An Employment Tribunal has found that a manager who used an offensive racial term during a training session had been unfairly dismissed and discriminated against because of something arising from his disability.


In Borg-Neal v Lloyds Banking Group, Mr Borg-Neal was a manager at Lloyds Bank. During a race awareness training session, he asked how he should handle a situation where he heard someone use language that might be offensive if not used by someone within that ethnic minority. He added that "The most common example being the use of the 'N' word in the black community", using the full word.

Mr Borg-Neal was dismissed for gross misconduct following the incident. He brought claims for unfair dismissal, discrimination arising from disability and direct race discrimination.


The Tribunal upheld Mr Borg-Neal's claims for unfair dismissal and discrimination arising from disability. It rejected his claim for direct race discrimination.  

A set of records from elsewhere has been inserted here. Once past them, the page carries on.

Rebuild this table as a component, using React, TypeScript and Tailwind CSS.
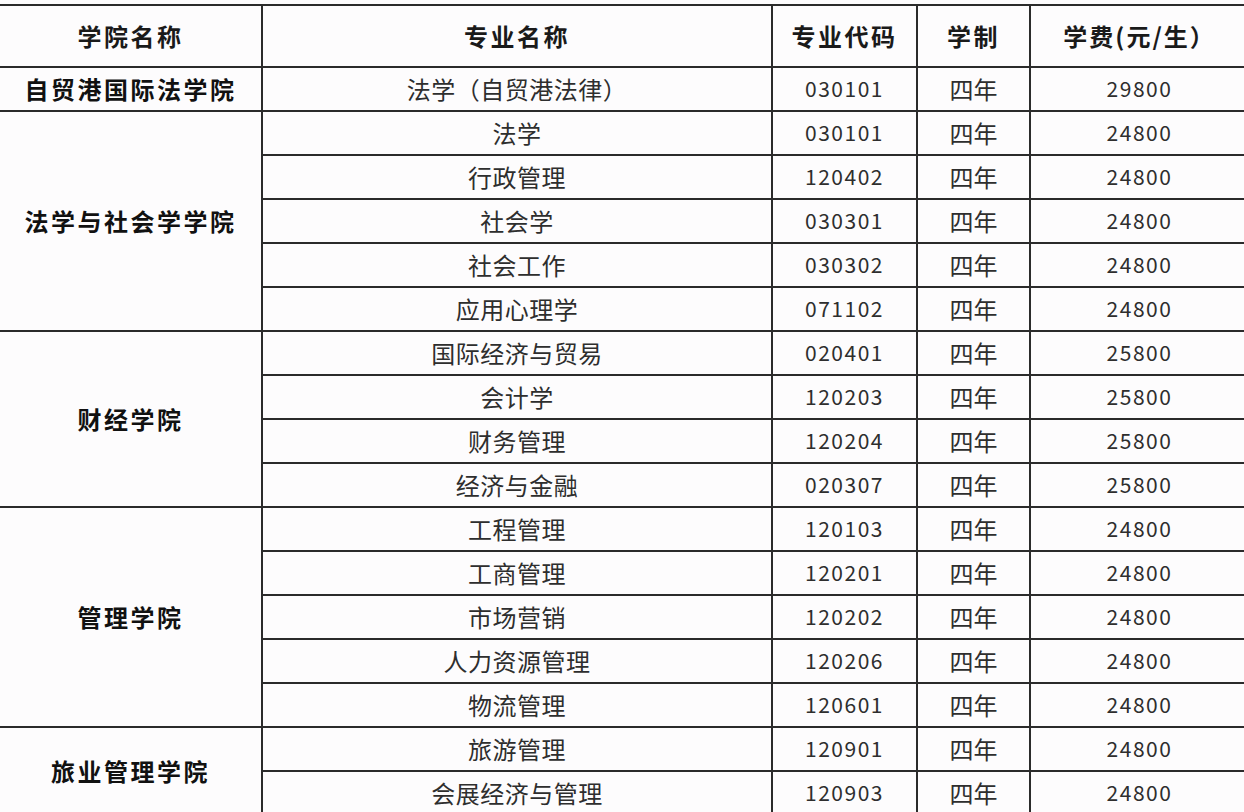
import React from "react";

type Group = { college: string; majors: [string, string, string, string][] };

const groups: Group[] = [
  { college: "自贸港国际法学院", majors: [["法学（自贸港法律）", "030101", "四年", "29800"]] },
  {
    college: "法学与社会学学院",
    majors: [
      ["法学", "030101", "四年", "24800"],
      ["行政管理", "120402", "四年", "24800"],
      ["社会学", "030301", "四年", "24800"],
      ["社会工作", "030302", "四年", "24800"],
      ["应用心理学", "071102", "四年", "24800"],
    ],
  },
  {
    college: "财经学院",
    majors: [
      ["国际经济与贸易", "020401", "四年", "25800"],
      ["会计学", "120203", "四年", "25800"],
      ["财务管理", "120204", "四年", "25800"],
      ["经济与金融", "020307", "四年", "25800"],
    ],
  },
  {
    college: "管理学院",
    majors: [
      ["工程管理", "120103", "四年", "24800"],
      ["工商管理", "120201", "四年", "24800"],
      ["市场营销", "120202", "四年", "24800"],
      ["人力资源管理", "120206", "四年", "24800"],
      ["物流管理", "120601", "四年", "24800"],
    ],
  },
  {
    college: "旅业管理学院",
    majors: [
      ["旅游管理", "120901", "四年", "24800"],
      ["会展经济与管理", "120903", "四年", "24800"],
    ],
  },
];

const cjk = { fontFamily: '"Noto Sans CJK SC", "Noto Sans", sans-serif' };
const cell = "border-2 border-[#2b2b2b] text-center align-middle p-0 whitespace-nowrap";

export default function App() {
  return (
    <div className="w-[1244px] h-[812px] overflow-hidden bg-[#fdfcfd]" style={cjk}>
      <table className="table-fixed border-collapse ml-[-2px] mt-[4px] w-[1250px]">
        <colgroup>
          <col className="w-[263px]" />
          <col className="w-[510px]" />
          <col className="w-[145px]" />
          <col className="w-[113px]" />
          <col className="w-[219px]" />
        </colgroup>
        <thead>
          <tr className="h-[62px] text-[24px] font-bold text-[#1a1a1a] tracking-[2.5px]">
            <th className={cell}>学院名称</th>
            <th className={cell}>专业名称</th>
            <th className={cell}>专业代码</th>
            <th className={cell}>学制</th>
            <th className={cell + " tracking-[2px]"}>学费(元/生）</th>
          </tr>
        </thead>
        <tbody>
          {groups.map((g) =>
            g.majors.map((m, i) => (
              <tr key={g.college + i} className="h-[44px] text-[#2e2e2e]">
                {i === 0 && (
                  <td
                    rowSpan={g.majors.length}
                    className={cell + " text-[24px] font-bold text-[#111] tracking-[2.5px]"}
                  >
                    {g.college}
                  </td>
                )}
                <td className={cell + " text-[24px] tracking-[0.5px]"}>{m[0]}</td>
                <td className={cell + " text-[21px] tracking-[1.5px]"}>{m[1]}</td>
                <td className={cell + " text-[24px]"}>{m[2]}</td>
                <td className={cell + " text-[21px] tracking-[1.5px]"}>{m[3]}</td>
              </tr>
            ))
          )}
        </tbody>
      </table>
    </div>
  );
}
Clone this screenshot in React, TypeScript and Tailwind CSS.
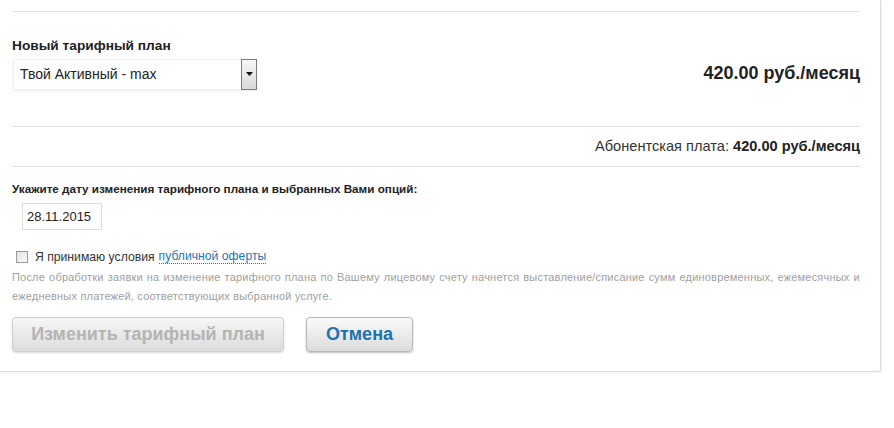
import React from 'react';

const noteLine1 =
  'После обработки заявки на изменение тарифного плана по Вашему лицевому счету начнется выставление/списание сумм единовременных, ежемесячных и';

export default function App() {
  return (
    <div className="w-[894px] h-[428px] bg-white font-['Liberation_Sans',Arial,sans-serif] text-[#333] overflow-hidden">
      {/* Panel */}
      <div className="w-[881px] bg-white border-r border-b border-[#dcdcdc] rounded-br-[3px] shadow-[1px_1px_2px_rgba(0,0,0,0.06)] pt-[11px] pl-3 pr-5 pb-[19px]">
        <div className="border-t border-[#e2e2e2]" />

        {/* New plan */}
        <div className="flex items-end justify-between mt-[26px]">
          <div>
            <div className="text-[13.7px] font-bold leading-[15px] text-[#222]">Новый тарифный план</div>
            <div className="mt-[6px] ml-px w-[244px] h-[31px] flex items-center justify-between bg-white border border-[#f0f0f0] shadow-[0_1px_2px_rgba(0,0,0,0.08)]">
              <span className="pl-[6px] text-[14px] text-[#222]">Твой Активный - max</span>
              <span className="w-4 h-[31px] -mr-px -mt-px flex items-center justify-center border border-[#7a7a7a] bg-gradient-to-b from-[#f6f6f6] to-[#dadada]">
                <svg width="7" height="4" viewBox="0 0 7 4">
                  <path d="M0 0h7L3.5 4z" fill="#111" />
                </svg>
              </span>
            </div>
          </div>
          <div className="text-[18px] font-bold text-[#222] mb-[3px]">420.00 руб./месяц</div>
        </div>

        <div className="border-t border-[#e2e2e2] mt-[36px]" />
        <div className="h-[39px] flex items-center justify-end text-[14.6px] text-[#333]">
          Абонентская плата:&nbsp;<b className="text-[#222]">420.00 руб./месяц</b>
        </div>
        <div className="border-t border-[#e2e2e2]" />

        {/* Date */}
        <div className="mt-[14px] text-[11.7px] font-bold leading-4 text-[#222]">
          Укажите дату изменения тарифного плана и выбранных Вами опций:
        </div>
        <div className="mt-[6px] ml-[10px] w-[80px] h-[27px] flex items-center pl-[4px] border border-[#dedede] text-[13px] text-[#222]">
          28.11.2015
        </div>

        {/* Agreement */}
        <div className="mt-[19px] flex items-center h-4 text-[12.2px]">
          <span className="ml-[4px] w-[12px] h-[12px] border border-[#9a9a9a] bg-gradient-to-br from-[#e4e4e4] to-[#fafafa]" />
          <span className="ml-[7px] text-[#333]">Я принимаю условия</span>
          <span className="ml-1 text-[#1b78b1] border-b border-dotted border-[#1b78b1] leading-[13px]">публичной оферты</span>
        </div>
        <div className="mt-[3px] text-[11px] leading-[19px] text-[#a0a0a0] tracking-[0.2px]">
          <div className="flex justify-between">
            {noteLine1.split(' ').map((w, i) => (
              <span key={i}>{w}</span>
            ))}
          </div>
          <div>ежедневных платежей, соответствующих выбранной услуге.</div>
        </div>

        {/* Buttons */}
        <div className="mt-[11px] flex gap-[22px]">
          <button className="w-[272px] h-[35px] rounded-[4px] border border-[#cfcfcf] bg-gradient-to-b from-[#f7f7f7] to-[#dcdcdc] shadow-[0_1px_2px_rgba(0,0,0,0.15)] text-[18px] font-bold text-[#b4b4b4]">
            Изменить тарифный план
          </button>
          <button className="w-[107px] h-[35px] rounded-[4px] border border-[#b8b8b8] bg-gradient-to-b from-[#fafafa] to-[#dcdcdc] shadow-[0_1px_2px_rgba(0,0,0,0.25)] text-[18px] font-bold text-[#1b72ad]">
            Отмена
          </button>
        </div>
      </div>
    </div>
  );
}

In respect of the fairness of Mr Borg-Neal's dismissal, the Tribunal found that context was everything. The Tribunal was careful to emphasise that it was not condoning Mr Borg-Neal's use of the language. However, it took into account the fact that he had used the word once and had immediately apologised. His question was relevant and well-intentioned. He had not used the word as a term of abuse, but simply to ask how to deal with the use of unacceptable language. The Bank therefore did not have reasonable grounds for believing that Mr Borg-Neal's actions were gross misconduct, although he could reasonably have been considered to have committed misconduct and sanctioned accordingly.

The Tribunal also upheld a claim for discrimination arising from disability. Mr Borg-Neal had dyslexia, and the Tribunal accepted that this led him to reformulate questions and 'spurt' things out before he lost his train of thought. His dyslexia was a strong factor contributing to how he expressed himself at the session.

Learning points

 This is a fact-specific, first instance decision which is not binding on other tribunals. However it is an interesting decision which demonstrates to employers how they might demonstrate a zero-tolerance approach to offensive language without automatic recourse to dismissal if dismissal would not be considered reasonable in the circumstances.  

When employers are running equality session such as the session Mr Borg-Neal attended, it is also good practice to set parameters and expectations at the start of the session, so that all those attending are clear on the boundaries of acceptable conduct within the context of the training.